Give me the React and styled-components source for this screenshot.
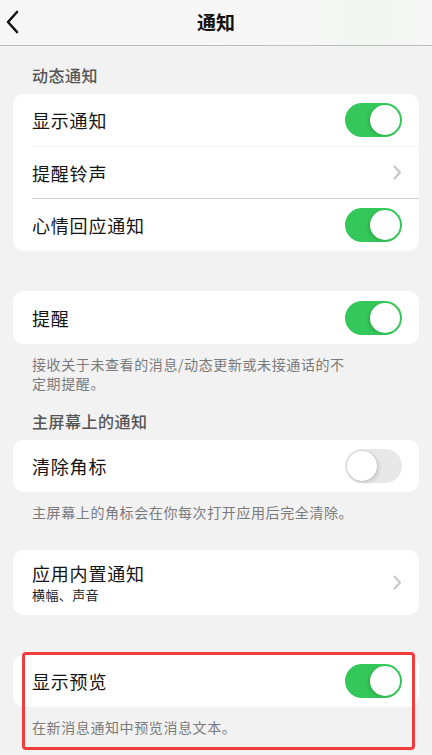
import React from "react";
import styled, { createGlobalStyle } from "styled-components";

const GlobalStyle = createGlobalStyle`
  html, body {
    margin: 0;
    padding: 0;
    background: #f2f2f2;
  }
  body {
    font-family: "Noto Sans CJK SC", "Noto Sans", sans-serif;
    -webkit-font-smoothing: antialiased;
  }
`;

const Page = styled.div`
  width: 432px;
  min-height: 755px;
  background: #f2f2f2;
  overflow: hidden;
`;

const Header = styled.div`
  height: 46px;
  box-sizing: border-box;
  display: flex;
  align-items: center;
  justify-content: center;
  position: relative;
  background: linear-gradient(90deg, #f6f6f6 0%, #f7f7f7 70%, #f1f7f1 85%, #f6f6f6 100%);
  border-bottom: 1px solid #bdbdbd;
`;

const BackButton = styled.div`
  position: absolute;
  left: 3px;
  top: 9px;
  width: 18px;
  height: 26px;
  display: flex;
  align-items: center;
  justify-content: center;
`;

const Title = styled.div`
  font-size: 19px;
  font-weight: 700;
  color: #111;
  line-height: 24px;
  margin-top: -2px;
`;

const Content = styled.div`
  padding: 19px 13px 0;
`;

const SectionTitle = styled.div`
  font-size: 16px;
  line-height: 20px;
  letter-spacing: 0.5px;
  color: #555;
  font-weight: 500;
  padding-left: 19px;
  margin-top: ${(p) => p.$top || 0}px;
  margin-bottom: 9px;
`;

const Card = styled.div`
  background: #fff;
  border-radius: 11px;
  overflow: hidden;
  margin-top: ${(p) => p.$top || 0}px;
`;

const Row = styled.div`
  height: ${(p) => p.$h || 52}px;
  box-sizing: border-box;
  display: flex;
  align-items: center;
  justify-content: space-between;
  margin-left: 19px;
  padding-right: 17px;
  border-top: ${(p) => (p.$divider ? `1px solid ${p.$divider}` : "none")};
`;

const LabelBlock = styled.div`
  display: flex;
  flex-direction: column;
`;

const Label = styled.div`
  font-size: 18px;
  line-height: 24px;
  letter-spacing: 0.8px;
  color: #141414;
`;

const SubLabel = styled.div`
  font-size: 13px;
  line-height: 18px;
  letter-spacing: 0.4px;
  color: #222;
  margin-top: 1px;
`;

const Footer = styled.div`
  font-size: 14px;
  line-height: 19px;
  color: #7a7a7a;
  padding: 11px 60px 0 19px;
  letter-spacing: 0.6px;
`;

const SwitchTrack = styled.div`
  width: 57px;
  height: 34px;
  border-radius: 17px;
  box-sizing: border-box;
  background: ${(p) => (p.$on ? "#34c759" : "#e8e8e9")};
  position: relative;
  flex-shrink: 0;
`;

const SwitchKnob = styled.div`
  position: absolute;
  top: 2px;
  left: ${(p) => (p.$on ? "25px" : "2px")};
  width: 30px;
  height: 30px;
  border-radius: 50%;
  background: #fff;
  box-shadow: ${(p) =>
    p.$on
      ? "-2px 1px 3px rgba(0,0,0,0.12)"
      : "0 0 0 1px rgba(0,0,0,0.06), 2px 2px 4px rgba(0,0,0,0.12)"};
`;

const PreviewWrap = styled.div`
  position: relative;
  margin-top: 40px;
`;

const Highlight = styled.div`
  position: absolute;
  left: 9px;
  top: -3px;
  width: 393px;
  height: 98px;
  box-sizing: border-box;
  border: 3px solid #f23b3d;
  border-radius: 4px;
  pointer-events: none;
`;

const Switch = ({ on }) => (
  <SwitchTrack $on={on}>
    <SwitchKnob $on={on} />
  </SwitchTrack>
);

const Chevron = () => (
  <svg width="9" height="15" viewBox="0 0 9 15">
    <path d="M1.5 1.5 L7 7.5 L1.5 13.5" fill="none" stroke="#c5c5c8" strokeWidth="2" strokeLinecap="round" strokeLinejoin="round" />
  </svg>
);

export default function App() {
  return (
    <Page>
      <GlobalStyle />
      <Header>
        <BackButton>
          <svg width="14" height="24" viewBox="0 0 14 24">
            <path d="M12 2 L3 12 L12 22" fill="none" stroke="#111" strokeWidth="2.6" strokeLinecap="round" strokeLinejoin="round" />
          </svg>
        </BackButton>
        <Title>通知</Title>
      </Header>
      <Content>
        <SectionTitle>动态通知</SectionTitle>
        <Card>
          <Row $h={52}>
            <Label>显示通知</Label>
            <Switch on />
          </Row>
          <Row $h={52} $divider="#f1f1f1">
            <Label>提醒铃声</Label>
            <Chevron />
          </Row>
          <Row $h={53} $divider="#cfcfcf">
            <Label>心情回应通知</Label>
            <Switch on />
          </Row>
        </Card>

        <Card $top={40}>
          <Row $h={53}>
            <Label>提醒</Label>
            <Switch on />
          </Row>
        </Card>
        <Footer>接收关于未查看的消息/动态更新或未接通话的不定期提醒。</Footer>

        <SectionTitle $top={18}>主屏幕上的通知</SectionTitle>
        <Card>
          <Row $h={52}>
            <Label>清除角标</Label>
            <Switch />
          </Row>
        </Card>
        <Footer>主屏幕上的角标会在你每次打开应用后完全清除。</Footer>

        <Card $top={28}>
          <Row $h={65}>
            <LabelBlock>
              <Label>应用内置通知</Label>
              <SubLabel>横幅、声音</SubLabel>
            </LabelBlock>
            <Chevron />
          </Row>
        </Card>

        <PreviewWrap>
          <Card>
            <Row $h={52}>
              <Label>显示预览</Label>
              <Switch on />
            </Row>
          </Card>
          <Footer>在新消息通知中预览消息文本。</Footer>
          <Highlight />
        </PreviewWrap>
      </Content>
    </Page>
  );
}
• • • •
EXERCISE. Set the listing down in full and exactly. Pictures within it should not appear in the copy.

TASK OUTPUT.
Give me the React and styled-components source for this screenshot.
import React from "react";
import styled, { createGlobalStyle } from "styled-components";

const GlobalStyle = createGlobalStyle`
  html, body {
    margin: 0;
    padding: 0;
    background: #f2f2f2;
  }
  body {
    font-family: "Noto Sans CJK SC", "Noto Sans", sans-serif;
    -webkit-font-smoothing: antialiased;
  }
`;

const Page = styled.div`
  width: 432px;
  min-height: 755px;
  background: #f2f2f2;
  overflow: hidden;
`;

const Header = styled.div`
  height: 46px;
  box-sizing: border-box;
  display: flex;
  align-items: center;
  justify-content: center;
  position: relative;
  background: linear-gradient(90deg, #f6f6f6 0%, #f7f7f7 70%, #f1f7f1 85%, #f6f6f6 100%);
  border-bottom: 1px solid #bdbdbd;
`;

const BackButton = styled.div`
  position: absolute;
  left: 3px;
  top: 9px;
  width: 18px;
  height: 26px;
  display: flex;
  align-items: center;
  justify-content: center;
`;

const Title = styled.div`
  font-size: 19px;
  font-weight: 700;
  color: #111;
  line-height: 24px;
  margin-top: -2px;
`;

const Content = styled.div`
  padding: 19px 13px 0;
`;

const SectionTitle = styled.div`
  font-size: 16px;
  line-height: 20px;
  letter-spacing: 0.5px;
  color: #555;
  font-weight: 500;
  padding-left: 19px;
  margin-top: ${(p) => p.$top || 0}px;
  margin-bottom: 9px;
`;

const Card = styled.div`
  background: #fff;
  border-radius: 11px;
  overflow: hidden;
  margin-top: ${(p) => p.$top || 0}px;
`;

const Row = styled.div`
  height: ${(p) => p.$h || 52}px;
  box-sizing: border-box;
  display: flex;
  align-items: center;
  justify-content: space-between;
  margin-left: 19px;
  padding-right: 17px;
  border-top: ${(p) => (p.$divider ? `1px solid ${p.$divider}` : "none")};
`;

const LabelBlock = styled.div`
  display: flex;
  flex-direction: column;
`;

const Label = styled.div`
  font-size: 18px;
  line-height: 24px;
  letter-spacing: 0.8px;
  color: #141414;
`;

const SubLabel = styled.div`
  font-size: 13px;
  line-height: 18px;
  letter-spacing: 0.4px;
  color: #222;
  margin-top: 1px;
`;

const Footer = styled.div`
  font-size: 14px;
  line-height: 19px;
  color: #7a7a7a;
  padding: 11px 60px 0 19px;
  letter-spacing: 0.6px;
`;

const SwitchTrack = styled.div`
  width: 57px;
  height: 34px;
  border-radius: 17px;
  box-sizing: border-box;
  background: ${(p) => (p.$on ? "#34c759" : "#e8e8e9")};
  position: relative;
  flex-shrink: 0;
`;

const SwitchKnob = styled.div`
  position: absolute;
  top: 2px;
  left: ${(p) => (p.$on ? "25px" : "2px")};
  width: 30px;
  height: 30px;
  border-radius: 50%;
  background: #fff;
  box-shadow: ${(p) =>
    p.$on
      ? "-2px 1px 3px rgba(0,0,0,0.12)"
      : "0 0 0 1px rgba(0,0,0,0.06), 2px 2px 4px rgba(0,0,0,0.12)"};
`;

const PreviewWrap = styled.div`
  position: relative;
  margin-top: 40px;
`;

const Highlight = styled.div`
  position: absolute;
  left: 9px;
  top: -3px;
  width: 393px;
  height: 98px;
  box-sizing: border-box;
  border: 3px solid #f23b3d;
  border-radius: 4px;
  pointer-events: none;
`;

const Switch = ({ on }) => (
  <SwitchTrack $on={on}>
    <SwitchKnob $on={on} />
  </SwitchTrack>
);

const Chevron = () => (
  <svg width="9" height="15" viewBox="0 0 9 15">
    <path d="M1.5 1.5 L7 7.5 L1.5 13.5" fill="none" stroke="#c5c5c8" strokeWidth="2" strokeLinecap="round" strokeLinejoin="round" />
  </svg>
);

export default function App() {
  return (
    <Page>
      <GlobalStyle />
      <Header>
        <BackButton>
          <svg width="14" height="24" viewBox="0 0 14 24">
            <path d="M12 2 L3 12 L12 22" fill="none" stroke="#111" strokeWidth="2.6" strokeLinecap="round" strokeLinejoin="round" />
          </svg>
        </BackButton>
        <Title>通知</Title>
      </Header>
      <Content>
        <SectionTitle>动态通知</SectionTitle>
        <Card>
          <Row $h={52}>
            <Label>显示通知</Label>
            <Switch on />
          </Row>
          <Row $h={52} $divider="#f1f1f1">
            <Label>提醒铃声</Label>
            <Chevron />
          </Row>
          <Row $h={53} $divider="#cfcfcf">
            <Label>心情回应通知</Label>
            <Switch on />
          </Row>
        </Card>

        <Card $top={40}>
          <Row $h={53}>
            <Label>提醒</Label>
            <Switch on />
          </Row>
        </Card>
        <Footer>接收关于未查看的消息/动态更新或未接通话的不定期提醒。</Footer>

        <SectionTitle $top={18}>主屏幕上的通知</SectionTitle>
        <Card>
          <Row $h={52}>
            <Label>清除角标</Label>
            <Switch />
          </Row>
        </Card>
        <Footer>主屏幕上的角标会在你每次打开应用后完全清除。</Footer>

        <Card $top={28}>
          <Row $h={65}>
            <LabelBlock>
              <Label>应用内置通知</Label>
              <SubLabel>横幅、声音</SubLabel>
            </LabelBlock>
            <Chevron />
          </Row>
        </Card>

        <PreviewWrap>
          <Card>
            <Row $h={52}>
              <Label>显示预览</Label>
              <Switch on />
            </Row>
          </Card>
          <Footer>在新消息通知中预览消息文本。</Footer>
          <Highlight />
        </PreviewWrap>
      </Content>
    </Page>
  );
}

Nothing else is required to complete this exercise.